start

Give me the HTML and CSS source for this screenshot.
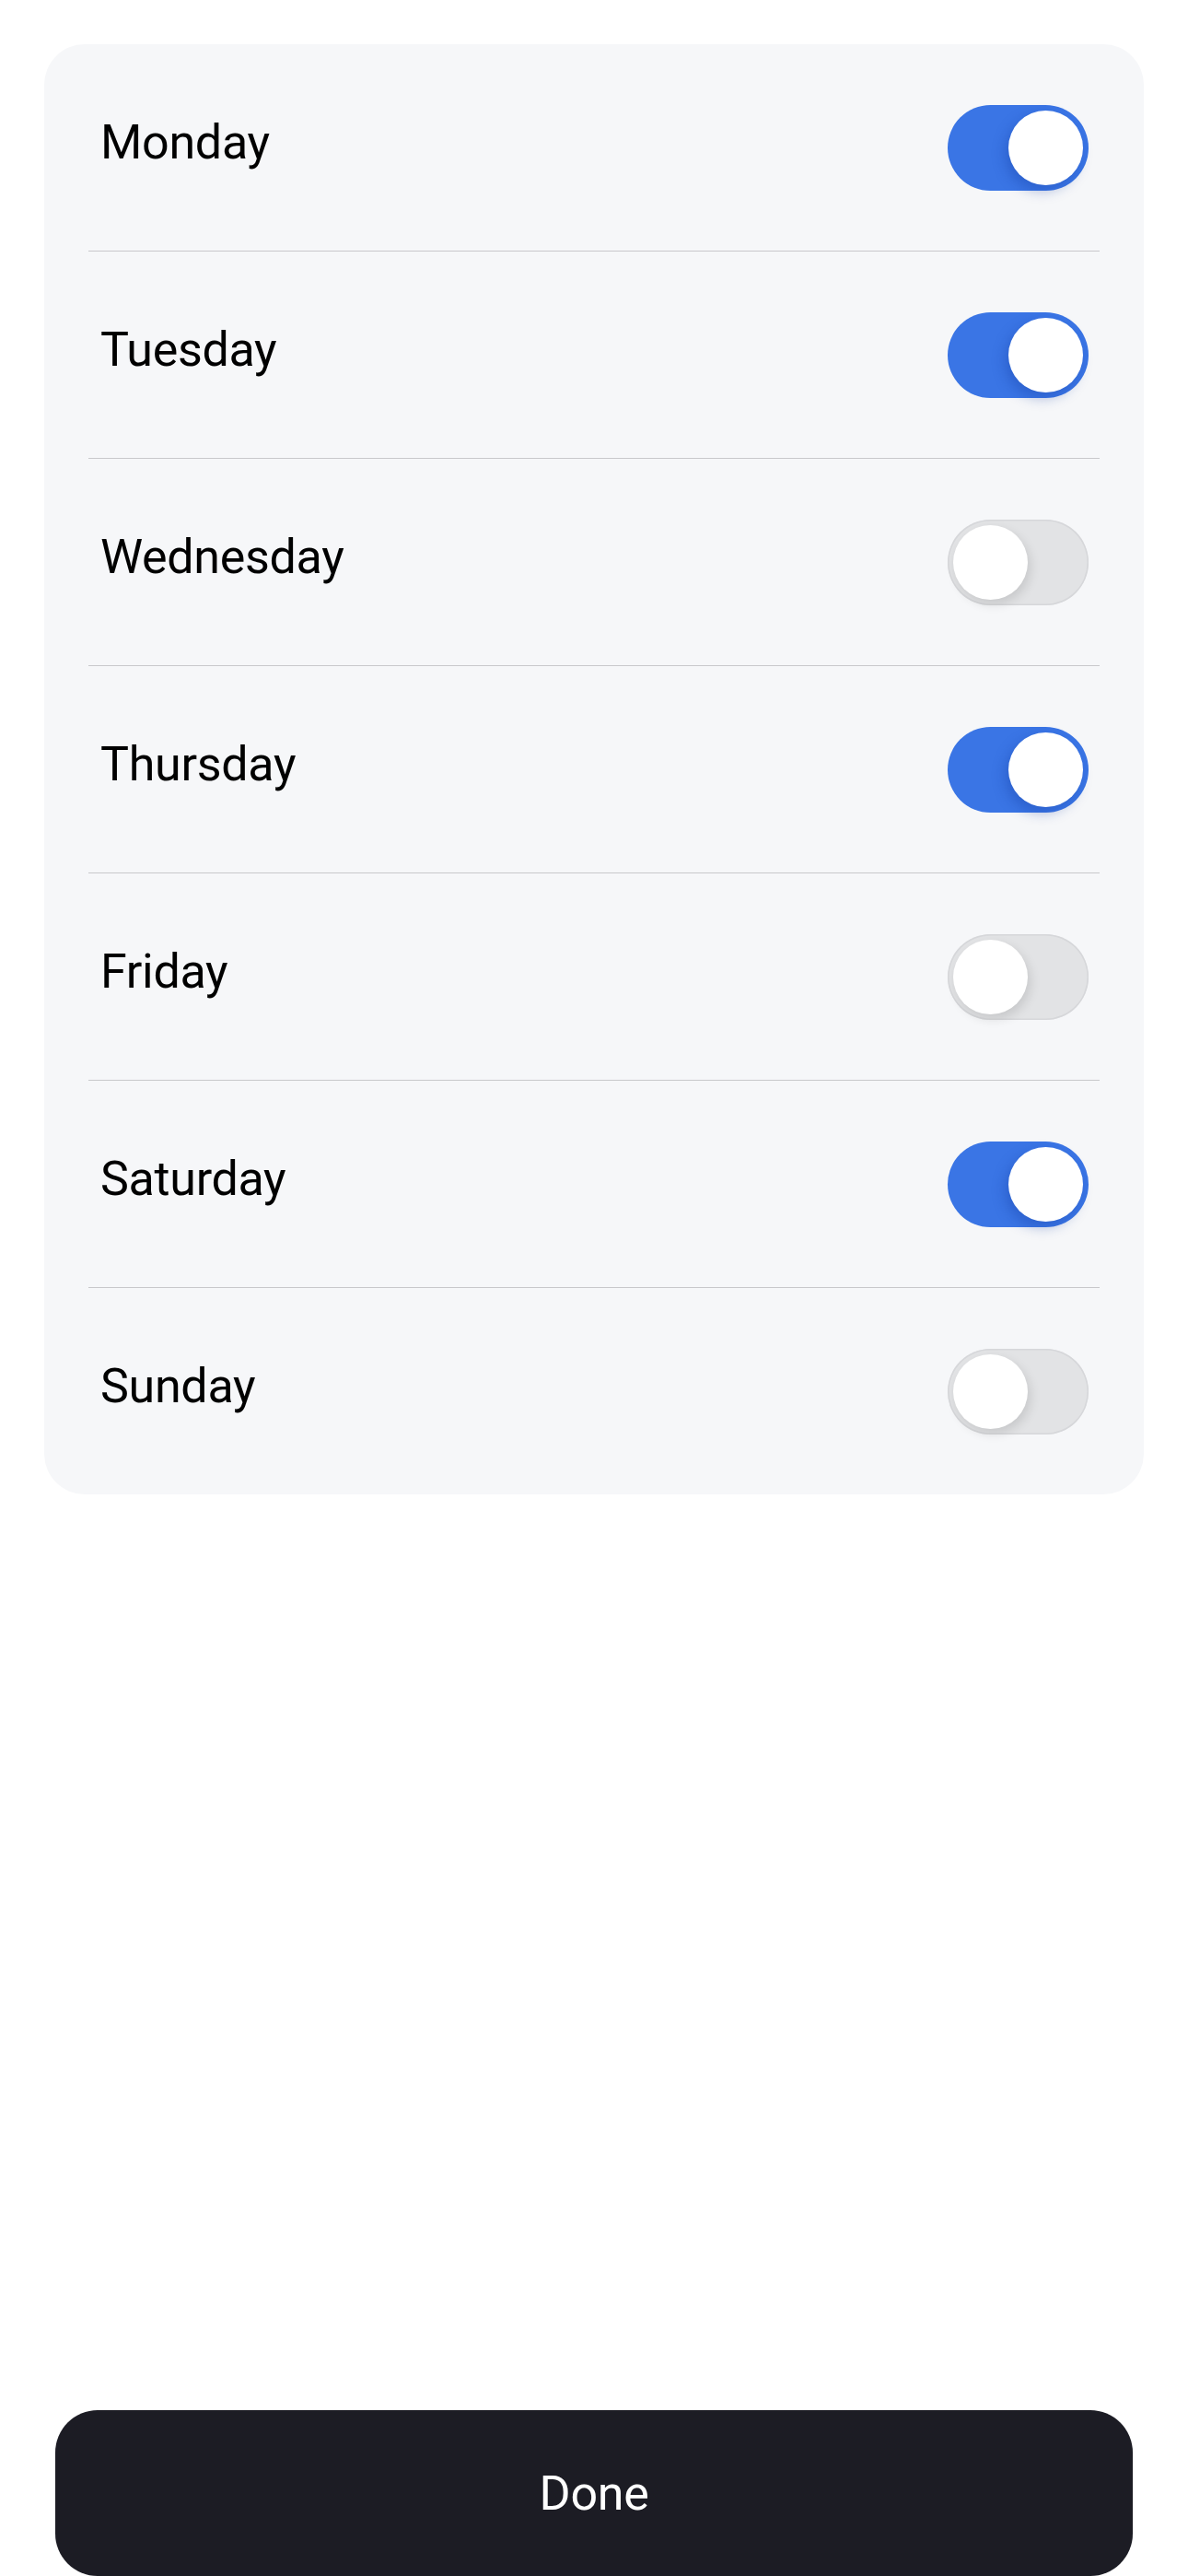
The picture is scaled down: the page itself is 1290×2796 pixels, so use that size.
FILE: index.html
```html
<!DOCTYPE html>
<html lang="en">
<head>
<meta charset="utf-8">
<title>Repeat days</title>
<link rel="stylesheet" href="styles.css">
</head>
<body>
<div class="screen">
  <section class="card">
    <div class="row"><span class="label">Monday</span><span class="toggle on"><span class="knob"></span></span></div>
    <div class="row"><span class="label">Tuesday</span><span class="toggle on"><span class="knob"></span></span></div>
    <div class="row"><span class="label">Wednesday</span><span class="toggle off"><span class="knob"></span></span></div>
    <div class="row"><span class="label">Thursday</span><span class="toggle on"><span class="knob"></span></span></div>
    <div class="row"><span class="label">Friday</span><span class="toggle off"><span class="knob"></span></span></div>
    <div class="row"><span class="label">Saturday</span><span class="toggle on"><span class="knob"></span></span></div>
    <div class="row"><span class="label">Sunday</span><span class="toggle off"><span class="knob"></span></span></div>
  </section>
  <div class="spacer"></div>
  <button class="done">Done</button>
</div>
</body>
</html>
```
FILE: styles.css
```css
html, body {
  margin: 0;
  padding: 0;
  background: #ffffff;
}
body {
  font-family: Roboto, "Noto Sans", sans-serif;
  color: #000;
}
.screen {
  width: 1290px;
  height: 2796px;
  display: flex;
  flex-direction: column;
  box-sizing: border-box;
  padding-top: 48px;
}
.card {
  margin: 0 48px;
  background: #f6f7f9;
  border-radius: 44px;
  padding: 0 48px;
  display: flex;
  flex-direction: column;
}
.row {
  height: 224px;
  display: flex;
  align-items: center;
  justify-content: space-between;
  padding: 0 12px 0 13px;
  border-bottom: 1px solid #c8c8cb;
}
.row:last-child {
  border-bottom: none;
}
.label {
  font-size: 52px;
  letter-spacing: -0.3px;
  padding-bottom: 12px;
}
.toggle {
  width: 153px;
  height: 93px;
  border-radius: 47px;
  box-sizing: border-box;
  padding: 6px;
  display: flex;
  align-items: center;
  position: relative;
}
.toggle.on {
  background: #3a75e5;
  justify-content: flex-end;
}
.toggle.off {
  background: #e2e3e5;
  justify-content: flex-start;
  box-shadow: inset 0 0 0 1.5px #d6d7da;
}
.knob {
  width: 81px;
  height: 81px;
  border-radius: 50%;
  background: #ffffff;
}
.toggle.on .knob {
  box-shadow: -4px 6px 14px rgba(20, 60, 160, 0.35);
}
.toggle.off .knob {
  box-shadow: 3px 5px 12px rgba(0, 0, 0, 0.12);
}
.spacer {
  flex: 1;
}
.done {
  margin: 0 60px;
  height: 180px;
  border: none;
  border-radius: 46px;
  background: #1c1c24;
  color: #ffffff;
  font-family: Roboto, "Noto Sans", sans-serif;
  font-size: 52px;
  letter-spacing: -0.3px;
  padding: 0;
}
```
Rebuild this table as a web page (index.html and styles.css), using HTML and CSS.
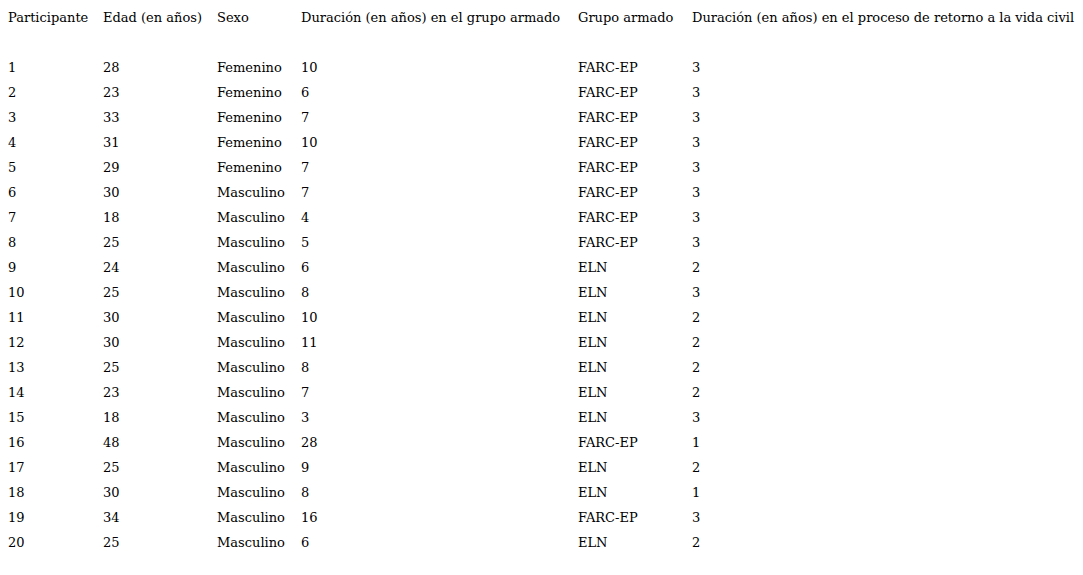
FILE: index.html
```html
<!DOCTYPE html>
<html lang="es">
<head>
<meta charset="utf-8">
<title>Participantes</title>
<link rel="stylesheet" href="styles.css">
</head>
<body>
<table class="data">
<colgroup>
<col class="c1"><col class="c2"><col class="c3"><col class="c4"><col class="c5"><col class="c6">
</colgroup>
<thead>
<tr><th>Participante</th><th>Edad (en años)</th><th>Sexo</th><th>Duración (en años) en el grupo armado</th><th>Grupo armado</th><th>Duración (en años) en el proceso de retorno a la vida civil</th></tr>
<tr class="spacer"><td colspan="6"></td></tr>
</thead>
<tbody>
<tr><td>1</td><td>28</td><td>Femenino</td><td>10</td><td>FARC-EP</td><td>3</td></tr>
<tr><td>2</td><td>23</td><td>Femenino</td><td>6</td><td>FARC-EP</td><td>3</td></tr>
<tr><td>3</td><td>33</td><td>Femenino</td><td>7</td><td>FARC-EP</td><td>3</td></tr>
<tr><td>4</td><td>31</td><td>Femenino</td><td>10</td><td>FARC-EP</td><td>3</td></tr>
<tr><td>5</td><td>29</td><td>Femenino</td><td>7</td><td>FARC-EP</td><td>3</td></tr>
<tr><td>6</td><td>30</td><td>Masculino</td><td>7</td><td>FARC-EP</td><td>3</td></tr>
<tr><td>7</td><td>18</td><td>Masculino</td><td>4</td><td>FARC-EP</td><td>3</td></tr>
<tr><td>8</td><td>25</td><td>Masculino</td><td>5</td><td>FARC-EP</td><td>3</td></tr>
<tr><td>9</td><td>24</td><td>Masculino</td><td>6</td><td>ELN</td><td>2</td></tr>
<tr><td>10</td><td>25</td><td>Masculino</td><td>8</td><td>ELN</td><td>3</td></tr>
<tr><td>11</td><td>30</td><td>Masculino</td><td>10</td><td>ELN</td><td>2</td></tr>
<tr><td>12</td><td>30</td><td>Masculino</td><td>11</td><td>ELN</td><td>2</td></tr>
<tr><td>13</td><td>25</td><td>Masculino</td><td>8</td><td>ELN</td><td>2</td></tr>
<tr><td>14</td><td>23</td><td>Masculino</td><td>7</td><td>ELN</td><td>2</td></tr>
<tr><td>15</td><td>18</td><td>Masculino</td><td>3</td><td>ELN</td><td>3</td></tr>
<tr><td>16</td><td>48</td><td>Masculino</td><td>28</td><td>FARC-EP</td><td>1</td></tr>
<tr><td>17</td><td>25</td><td>Masculino</td><td>9</td><td>ELN</td><td>2</td></tr>
<tr><td>18</td><td>30</td><td>Masculino</td><td>8</td><td>ELN</td><td>1</td></tr>
<tr><td>19</td><td>34</td><td>Masculino</td><td>16</td><td>FARC-EP</td><td>3</td></tr>
<tr><td>20</td><td>25</td><td>Masculino</td><td>6</td><td>ELN</td><td>2</td></tr>
</tbody>
</table>
</body>
</html>
```

FILE: styles.css
```css
html, body {
  margin: 0;
  padding: 0;
  background: #ffffff;
}
body {
  padding: 5px 0 0 8px;
  font-family: "DejaVu Serif", serif;
  font-size: 13px;
  color: #000000;
}
.data {
  border-collapse: collapse;
  table-layout: fixed;
  width: 1075px;
}
.data th,
.data td {
  padding: 0;
  height: 25px;
  line-height: 25px;
  text-align: left;
  font-weight: normal;
  white-space: nowrap;
  vertical-align: middle;
}
.c1 { width: 95px; }
.c2 { width: 114px; }
.c3 { width: 84px; }
.c4 { width: 277px; }
.c5 { width: 114px; }
.c6 { width: auto; }
```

end

Exercise brief >>
Collect every line with the string "table" from the records, and copy each.

Problem solution >>
Rebuild this table as a web page (index.html and styles.css), using HTML and CSS.
<table class="data">
</table>
  table-layout: fixed;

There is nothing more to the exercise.